Court et beau roman. Beau autant dans l'histoire que dans la manière de la raconter. Guillaume Siaudeau use souvent d'images, fait appel à notre imagination :

"La perfusion est composée de plusieurs couches distinctes de liquide, chacune de couleur différente. Elle ressemble à un arc-en-ciel qu'on aurait mis à plat, et c'est au tour du liquide jaune de faire son job. Chaque couleur est censée soigner un symptôme spécifique, et le jaune a pour vertu de redonner un peu de moral aux troupes. Il faudra attendre la verte pour que le nœud dans l'estomac soit complètement défait, et la rose pour que les pulsions suicidaires s'éteignent complètement. Il restera enfin aux couleurs orange, bleue et mauve à s'occuper des dernières instabilités physiques et psychiques, jusqu'à la dernière goutte." (p.20)

Ces images, nombreuses, donnent une poésie certaine à ce roman, de la mélancolie et un soupçon d'irréalité dans une situation pourtant bien réelle. Tout au long du livre, on y croit, mais reste en nous la sensation que Joe peut vivre un rêve...

Construit en petits chapitres, plein de belles phrases que je ne peux citer ici, il serait fort dommage de les sortir du contexte du chapitre entier, on en perdrait le sel et la poésie, cet ouvrage est un délice, une douceur à déguster ; ça ne prendra pas trop de temps, puisqu'il ne fait que 133 pages, mais restera en vous un sentiment d'avoir lu un roman qui bouscule et émeut. Pourtant, rien de larmoyant, il est mélancolique et joyeux, triste et plein d'espoir, sans oublier un zeste d'humour, notamment lorsque Guillaume Siaudeau parle des forces de l'ordre : "Dix tasses de café vides attendent d'être remplies près d'un panier de croissants. Qui s'est déjà risqué à travailler le ventre vide sait que c'est une belle connerie. Un homme bien nourri en vaut deux. Certains même parviendront peut-être à décupler l'effet d'un croissant, jusqu'à valoir trois hommes. Tout ça n'est qu'histoire complexe de morphologie et d'absorption des sucres." (p.98)
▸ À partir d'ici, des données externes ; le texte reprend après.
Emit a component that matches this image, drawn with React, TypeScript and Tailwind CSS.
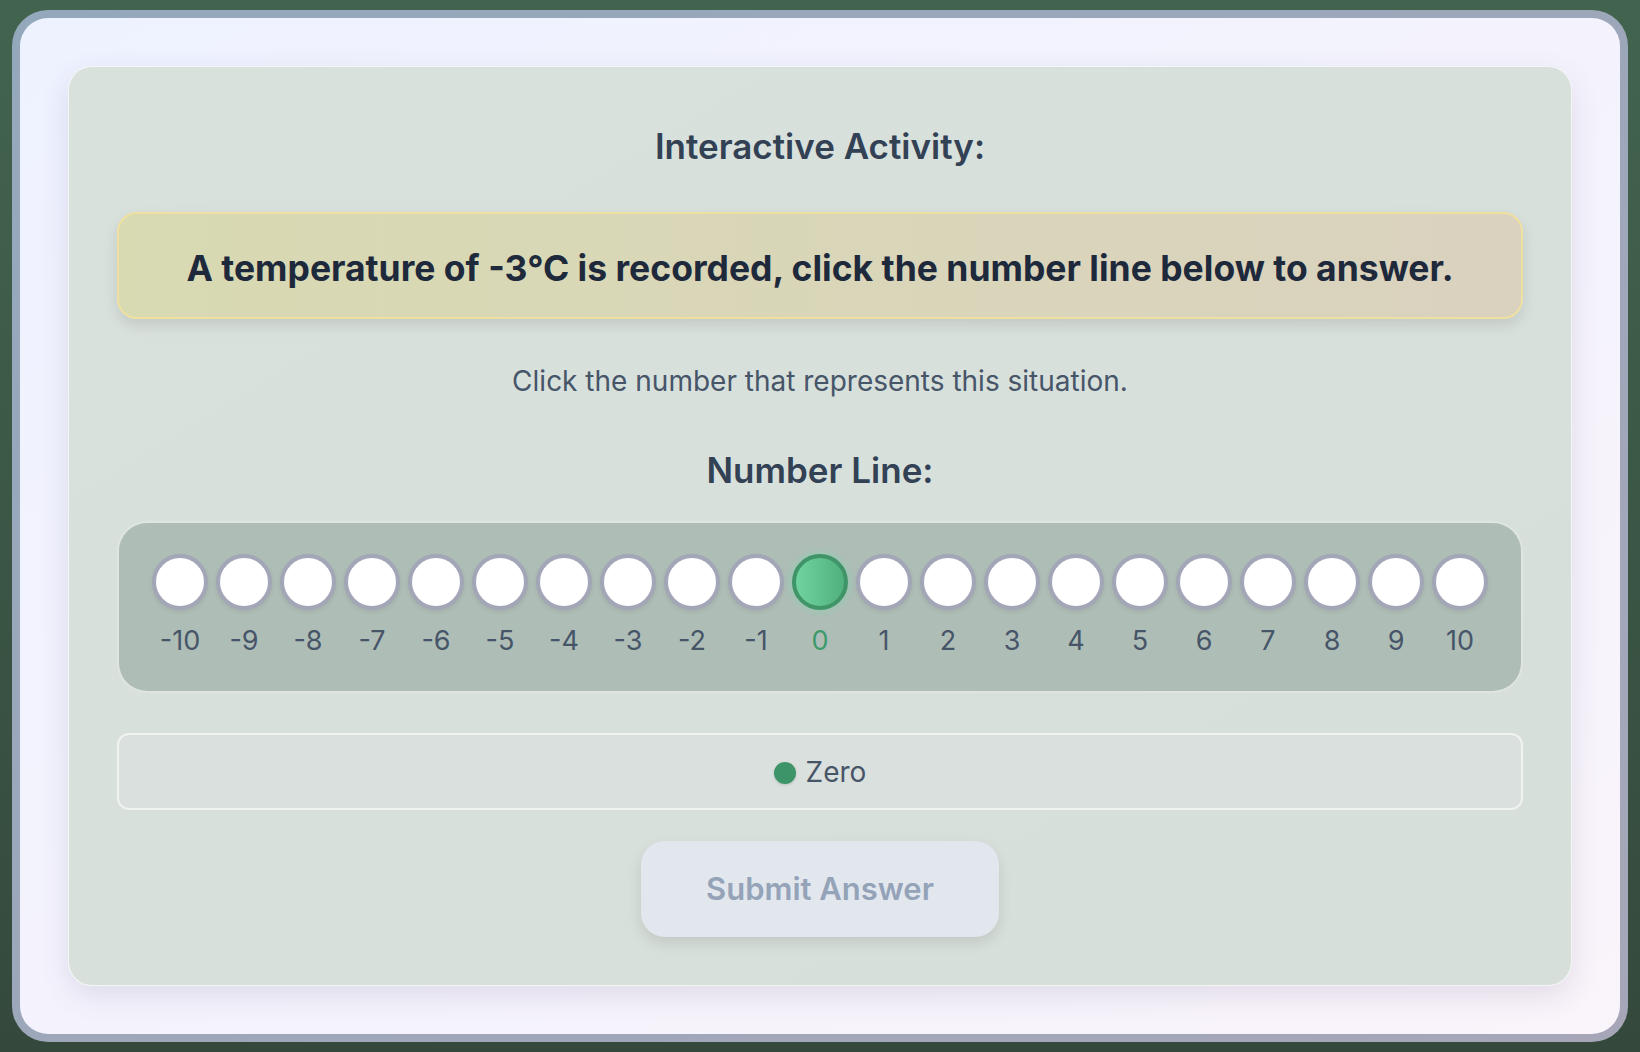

Une très belle plume que celle de Guillaume Siaudeau, j'aime beaucoup son roman, le ton de son écriture qui use de poésie et de considérations on ne peut plus naturelles dans une même phrase, voire même met de la poésie dans ces considérations naturelles. Il a écrit deux autres romans chez le même éditeur, Alma, aux titres qui me laissent en penser le meilleur, mais que je n'ai pas lus : Tartes aux pommes et fin du monde (2013) et La dictature des ronces (2015).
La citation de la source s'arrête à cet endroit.